** start **

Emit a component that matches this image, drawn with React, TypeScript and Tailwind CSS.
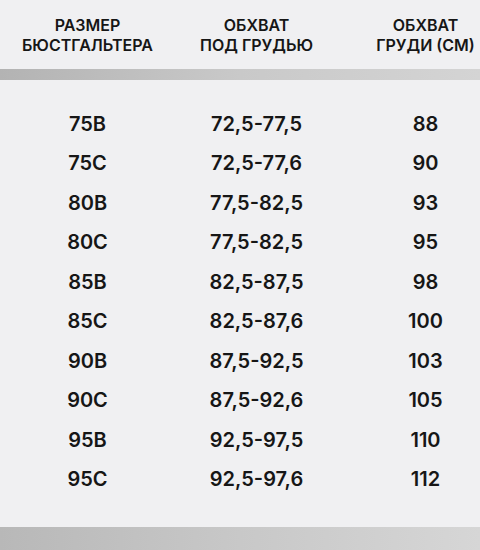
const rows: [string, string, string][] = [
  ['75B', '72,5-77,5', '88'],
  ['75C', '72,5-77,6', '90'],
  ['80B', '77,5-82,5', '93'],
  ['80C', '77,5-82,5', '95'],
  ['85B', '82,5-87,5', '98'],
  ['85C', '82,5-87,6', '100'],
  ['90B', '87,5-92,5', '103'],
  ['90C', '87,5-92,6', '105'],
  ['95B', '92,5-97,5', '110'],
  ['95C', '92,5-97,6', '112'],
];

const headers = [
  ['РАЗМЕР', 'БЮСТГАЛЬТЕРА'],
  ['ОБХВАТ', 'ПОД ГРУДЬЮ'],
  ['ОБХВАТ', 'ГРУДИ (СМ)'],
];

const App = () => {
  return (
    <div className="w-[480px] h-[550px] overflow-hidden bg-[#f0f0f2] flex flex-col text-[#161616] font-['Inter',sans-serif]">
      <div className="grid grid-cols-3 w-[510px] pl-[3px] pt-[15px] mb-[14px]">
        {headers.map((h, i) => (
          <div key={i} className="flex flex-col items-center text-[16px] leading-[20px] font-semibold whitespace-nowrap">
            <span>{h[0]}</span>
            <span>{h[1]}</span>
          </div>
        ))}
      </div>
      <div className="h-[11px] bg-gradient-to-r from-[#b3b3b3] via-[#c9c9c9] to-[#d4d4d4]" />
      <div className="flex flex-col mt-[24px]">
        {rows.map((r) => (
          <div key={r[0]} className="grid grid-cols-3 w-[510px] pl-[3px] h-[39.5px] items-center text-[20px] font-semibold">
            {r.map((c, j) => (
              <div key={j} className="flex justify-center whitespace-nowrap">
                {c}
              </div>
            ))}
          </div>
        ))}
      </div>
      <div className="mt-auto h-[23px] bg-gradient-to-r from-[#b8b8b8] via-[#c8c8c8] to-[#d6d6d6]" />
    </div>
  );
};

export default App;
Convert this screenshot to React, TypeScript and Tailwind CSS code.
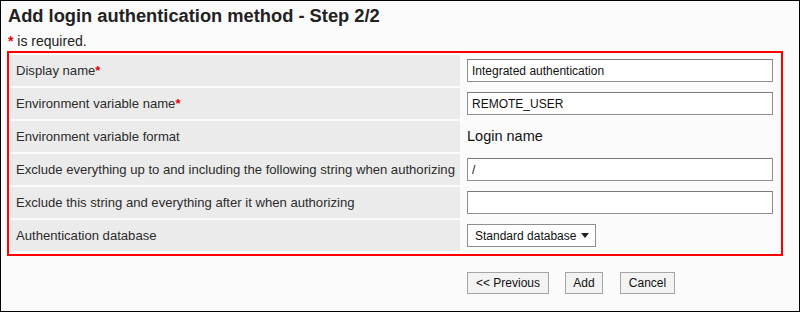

** end **

### Aim of the exercise
Print each entry shown above with exact wording and no pictures.

### Response below
Emit a component that matches this image, drawn with React, TypeScript and Tailwind CSS.
const rows: [string, string, string][] = [
  ['75B', '72,5-77,5', '88'],
  ['75C', '72,5-77,6', '90'],
  ['80B', '77,5-82,5', '93'],
  ['80C', '77,5-82,5', '95'],
  ['85B', '82,5-87,5', '98'],
  ['85C', '82,5-87,6', '100'],
  ['90B', '87,5-92,5', '103'],
  ['90C', '87,5-92,6', '105'],
  ['95B', '92,5-97,5', '110'],
  ['95C', '92,5-97,6', '112'],
];

const headers = [
  ['РАЗМЕР', 'БЮСТГАЛЬТЕРА'],
  ['ОБХВАТ', 'ПОД ГРУДЬЮ'],
  ['ОБХВАТ', 'ГРУДИ (СМ)'],
];

const App = () => {
  return (
    <div className="w-[480px] h-[550px] overflow-hidden bg-[#f0f0f2] flex flex-col text-[#161616] font-['Inter',sans-serif]">
      <div className="grid grid-cols-3 w-[510px] pl-[3px] pt-[15px] mb-[14px]">
        {headers.map((h, i) => (
          <div key={i} className="flex flex-col items-center text-[16px] leading-[20px] font-semibold whitespace-nowrap">
            <span>{h[0]}</span>
            <span>{h[1]}</span>
          </div>
        ))}
      </div>
      <div className="h-[11px] bg-gradient-to-r from-[#b3b3b3] via-[#c9c9c9] to-[#d4d4d4]" />
      <div className="flex flex-col mt-[24px]">
        {rows.map((r) => (
          <div key={r[0]} className="grid grid-cols-3 w-[510px] pl-[3px] h-[39.5px] items-center text-[20px] font-semibold">
            {r.map((c, j) => (
              <div key={j} className="flex justify-center whitespace-nowrap">
                {c}
              </div>
            ))}
          </div>
        ))}
      </div>
      <div className="mt-auto h-[23px] bg-gradient-to-r from-[#b8b8b8] via-[#c8c8c8] to-[#d6d6d6]" />
    </div>
  );
};

export default App;
Convert this screenshot to React, TypeScript and Tailwind CSS code.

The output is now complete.